Sieben Klubs gehen mit neuem Trainer in die Saison - mindestens
Von den achtzehn Bundesligisten werden mindestens sieben mit einem anderen Trainer in die neue Saison gehen als mit dem, der derzeit bei ihnen auf der Bank sitzt. Einige Klubs (Leipzig, Gladbach, Hoffenheim, Wolfsburg) können sich glücklich schätzen, dass sie ihren neuen Mann bereits verpflichtet haben. Andere suchen noch. Dazu zählt auch Hertha BSC.
Michael Preetz, der Manager der Berliner, hat sich bisher mit Kommentaren zu Dardais möglichem Nachfolger sehr zurückgehalten. Das Anforderungsprofil des neuen Trainers werde er ganz sicher nicht in der Öffentlichkeit ausbreiten, hat er gesagt, „aber es ist selbstverständlich so, dass wir jemanden suchen, der die DNA des Vereins versteht und das behütet, wofür wir stehen und was uns wichtig ist“. Also jemanden, der gut mit Talenten kann und junge Spieler entwickelt.

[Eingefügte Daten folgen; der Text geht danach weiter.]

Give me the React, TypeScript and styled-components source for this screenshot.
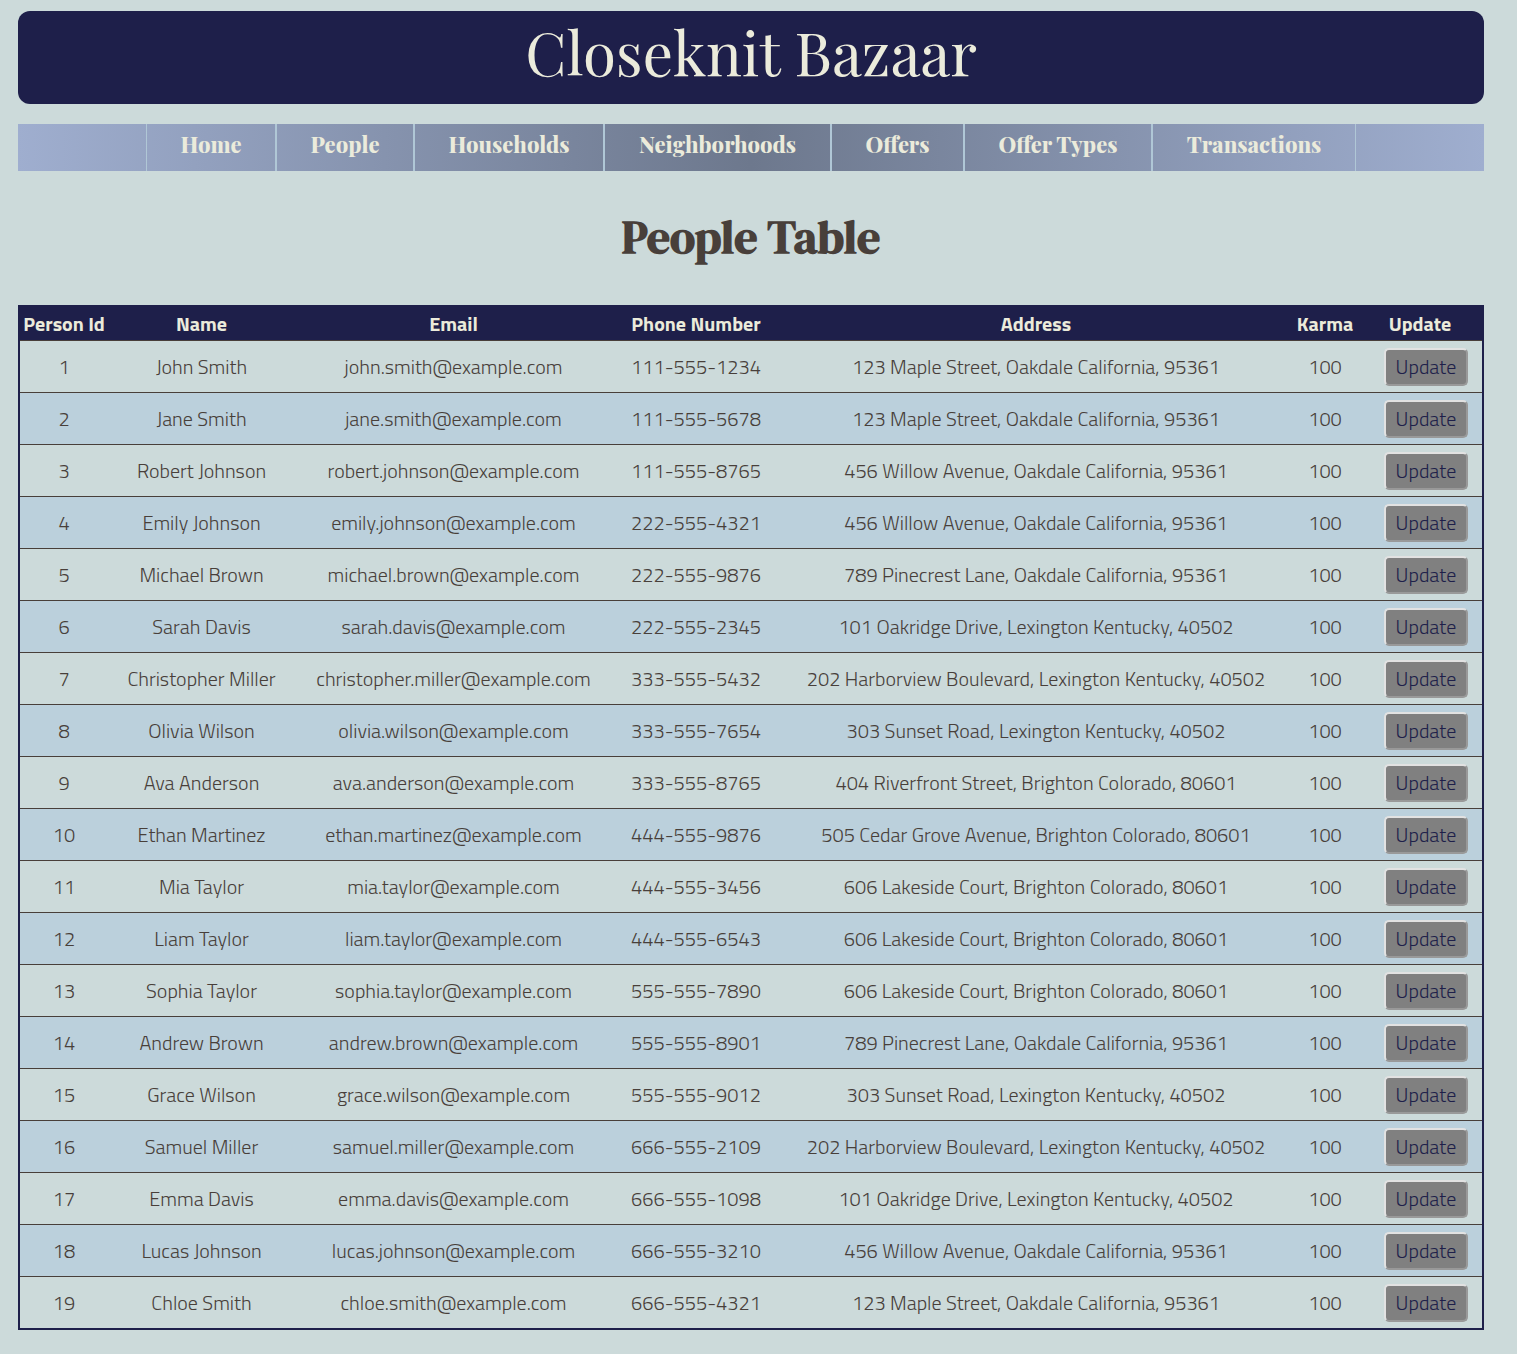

Der gerne auch taktische Flexibilität mitbringen darf und idealerweise bereits nachgewiesen hat, dass er Mannschaften besser macht.
Das Problem ist: Einen solchen Trainer suchen fast alle Klubs, die derzeit noch ohne sind. David Wagner (zuletzt Huddersfield) und Tim Walter (Holstein Kiel) wären zwei, die bei diesem Jobprofil in Frage kämen, aber der eine – Wagner – soll vor einem Engagement beim FC Schalke 04 stehen, der andere das Interesse des VfB Stuttgart geweckt haben.
Von den Trainern, die auf Herthas Liste angeblich weit oben gestanden haben, mussten drei bereits gestrichen werden: Gerardo Seoane, der lieber beim Schweizer Meister Young Boys Bern bleibt, Jürgen Klinsmann und eben Wagner. Aber das ist nicht schlimm. Dann wird eben der nächste gehandelt – und das ist jetzt Bruno Labbadia.
Nach dem Klassenerhalt vor einem Jahr befindet sich Labbadia mit dem VfL Wolfsburg gerade auf geradem Wege in den Europapokal. Vor gar nicht langer Zeit wäre er mit seiner Vita der größte Name auf dem Trainermarkt gewesen. Aber der Markt hat sich geändert: Labbadia, 53, ist weder jung noch unverbraucht, und vielleicht ist er auch in seiner methodischen Herangehensweise nicht mehr innovativ genug. Trainer wie Labbadia (oder auch Dieter Hecking, 54) gelten inzwischen nur noch als B-Lösung.
Bei der Trainersuche kann man auch zu früh dran sein
Auch der Fußball hat seine Moden, und im Moment geht der Trend eindeutig zum Nerd. Trainer wie Thomas Tuchel oder Julian Nagelsmann gelten als erfolgreiche Rollenvorbilder, an denen sich die Branche orientiert. Man muss nicht 267 Bundesliga- und 43 Länderspiele bestritten haben, um einen der raren Trainerposten im Profifußball zu bekommen. Ein paar Jahre als Trainer im Nachwuchs werden inzwischen als wertvoller eingeschätzt.
Das liegt auch daran, dass die Profis von heute anders konditioniert sind. In den Nachwuchsleistungszentren haben sie schon früh unter professionellen Bedingungen mit entsprechend geschulten Trainern gearbeitet. Den Zöglingen der Jugendakademien reicht es nicht, wenn man ihnen sagt: Du musst in die Zweikämpfe kommen. Man muss ihnen auch erklären, wie das geht.
Drei Spiele sind es noch bis zum Saisonende, dann folgt für Hertha BSC die PR-Tour durch die USA, anschließend die Sommerpause. Es bleiben also noch ein paar Wochen für die Suche nach dem neuen Trainer. Und trotzdem wächst angesichts der besonderen Marktsituation im sogenannten Umfeld die Erregung. „Davon dürfen wir uns nicht beeinflussen lassen“, sagt Manager Preetz. „Ich bin ruhig. Ich bin nicht aufgeregt.“
Theoretisch könnte man ja auch zu früh dran sein – falls in den nächsten Tagen und Wochen noch Trainer auf den Markt kommen, mit denen aktuell nicht zu rechnen ist. Ganz im Süden des Landes zum Beispiel soll es einen geben, der einen recht engen Bezug zu Hertha BSC hat. Und der trotz Platz eins in der Bundesliga im eigenen Klub nicht ganz unumstritten ist.